Firefighters held a parade through Borough and a special service at Southwark Cathedral on July 5 to mark the London Fire Brigade’s 150th anniversary.
The parade set off at 2pm from Winchester House, Southwark Bridge Road and ended up at the cathedral at 2:30pm for a service to commemorate the Brigade’s relationship with the cathedral.
A colour party of four serving firefighters carried the Brigade’s iconic Watling Street bell – which used to hang in the former Watling Street fire station – along the parade route.
They were joined by the Brigade’s Ceremonial team who carried the current London Fire Brigade Standard.
London Fire Commissioner Ron Dobson said: “London Fire Brigade has had a long and close relationship with both Southwark Cathedral and the borough of Southwark so it’s very fitting that we mark our 150th year with this service at the cathedral.
“The service was a very special opportunity for serving and retired members of Brigade staff, as well as their friends and family and the wider community, to give thanks to all those who have served the Brigade, past and present, protecting our capital for the last century and a half.”

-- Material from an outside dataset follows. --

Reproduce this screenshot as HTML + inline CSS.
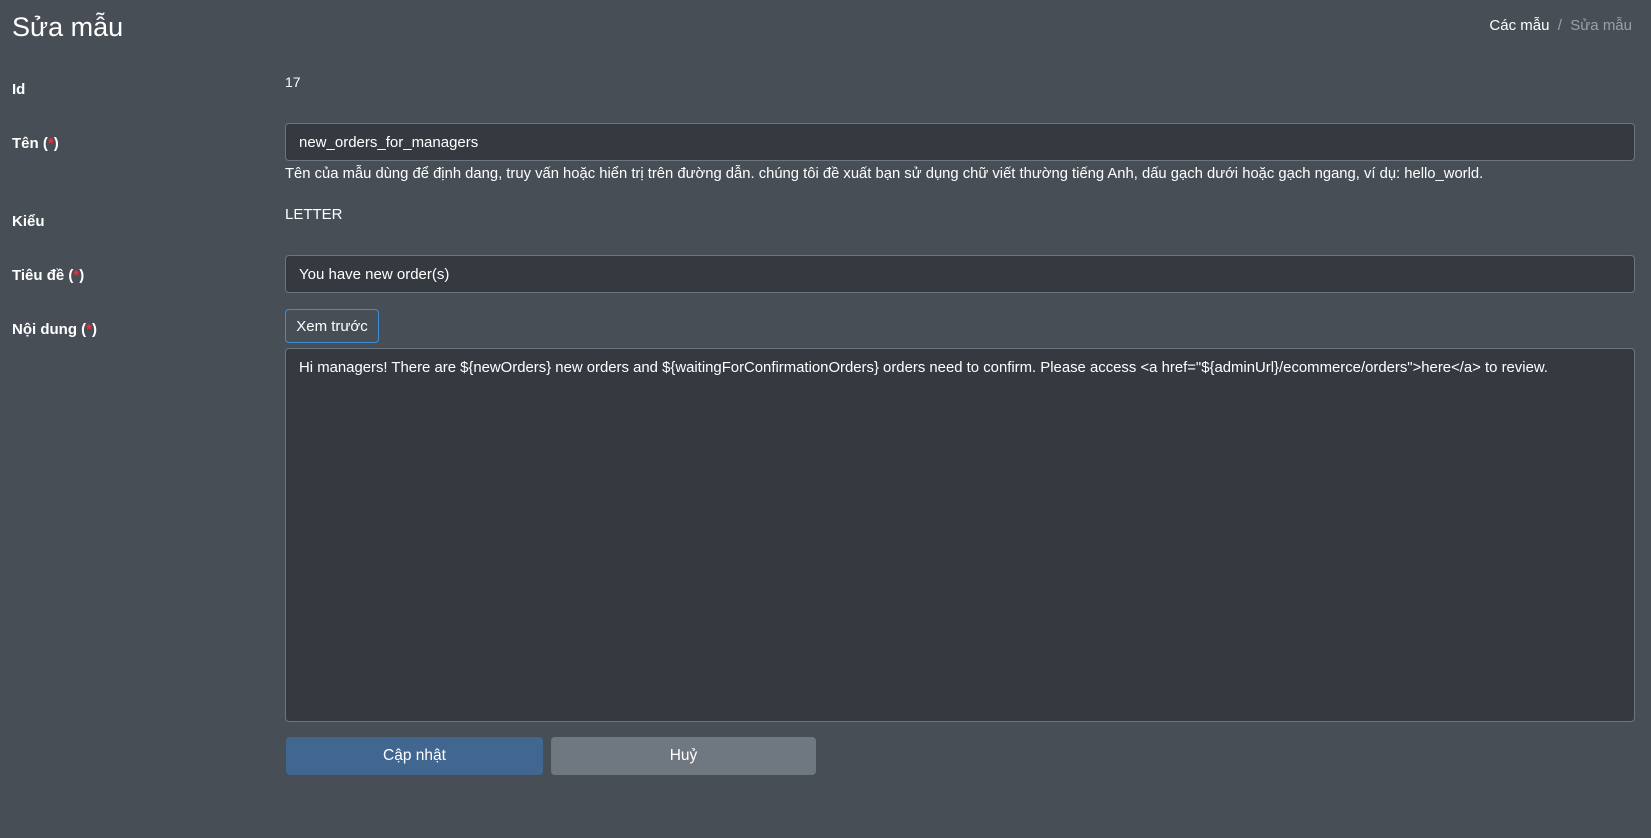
<!DOCTYPE html>
<html><head><meta charset="utf-8"><style>
*{box-sizing:border-box;margin:0;padding:0}
body{width:1651px;height:838px;background:#474e56;font-family:"Liberation Sans",sans-serif;color:#fff;position:relative;overflow:hidden;font-size:15px}
.a{position:absolute;white-space:nowrap}
h1{position:absolute;left:12px;top:12px;font-size:27px;font-weight:normal}
.lbl{position:absolute;left:12px;font-weight:bold;font-size:15px}
.r{color:#dc3545}
.inp{position:absolute;left:285px;width:1350px;height:38px;background:#343a40;border:1px solid #6c757d;border-radius:4px;padding:0 13px;line-height:38px;font-size:15px}
.btn{position:absolute;top:737px;height:38px;border-radius:4px;text-align:center;line-height:38px;font-size:15.5px}
</style></head><body>
<h1>Sửa mẫu</h1>
<div class="a" style="right:19px;top:17px;font-size:15px"><span>Các mẫu</span><span style="color:#9aa0a6"> &nbsp;/&nbsp; Sửa mẫu</span></div>
<div class="lbl" style="top:81px">Id</div>
<div class="a" style="left:285px;top:74px;font-size:14px">17</div>
<div class="lbl" style="top:135px">Tên (<span class="r">*</span>)</div>
<div class="inp" style="top:123px">new_orders_for_managers</div>
<div class="a" style="left:285px;top:166px;font-size:14.8px">Tên của mẫu dùng để định dang, truy vấn hoặc hiển trị trên đường dẫn. chúng tôi đề xuất bạn sử dụng chữ viết thường tiếng Anh, dấu gạch dưới hoặc gạch ngang, ví dụ: hello_world.</div>
<div class="lbl" style="top:213px">Kiểu</div>
<div class="a" style="left:285px;top:206px">LETTER</div>
<div class="lbl" style="top:267px">Tiêu đề (<span class="r">*</span>)</div>
<div class="inp" style="top:255px">You have new order(s)</div>
<div class="lbl" style="top:321px">Nội dung (<span class="r">*</span>)</div>
<div class="a" style="left:285px;top:309px;width:94px;height:34px;border:1px solid #3b8fd6;border-radius:4px;text-align:center;line-height:33px">Xem trước</div>
<div class="inp" style="top:348px;height:374px;line-height:normal;padding-top:11px;white-space:nowrap;font-size:14.9px">Hi managers! There are ${newOrders} new orders and ${waitingForConfirmationOrders} orders need to confirm. Please access &lt;a href="${adminUrl}/ecommerce/orders"&gt;here&lt;/a&gt; to review.</div>
<div class="btn" style="left:286px;width:257px;background:#416690">Cập nhật</div>
<div class="btn" style="left:551px;width:265px;background:#6f7780">Huỷ</div>
</body></html>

The Brigade’s relationship with Southwark and its cathedral goes back many years, with fire crews attending a number of historic blazes in the borough since the Brigade’s formation in 1866. These have included the 1890 fire at WA Rose & Co’s oil mills in Bankside, one of the largest petroleum fires of the 19th century and the 1920 blaze at The Hop and Malt Exchange.
Southwark was one of the most heavily bombed areas of London during World War Two but its cathedral, like St. Pauls, emerged relatively unscathed, only suffering external shrapnel damage.
This was largely a result of the local Auxiliary Fire Service, and later the National Fire Service firefighters who protected the cathedral and the surrounding area together with Air Raid Precautions Wardens and fire watchers.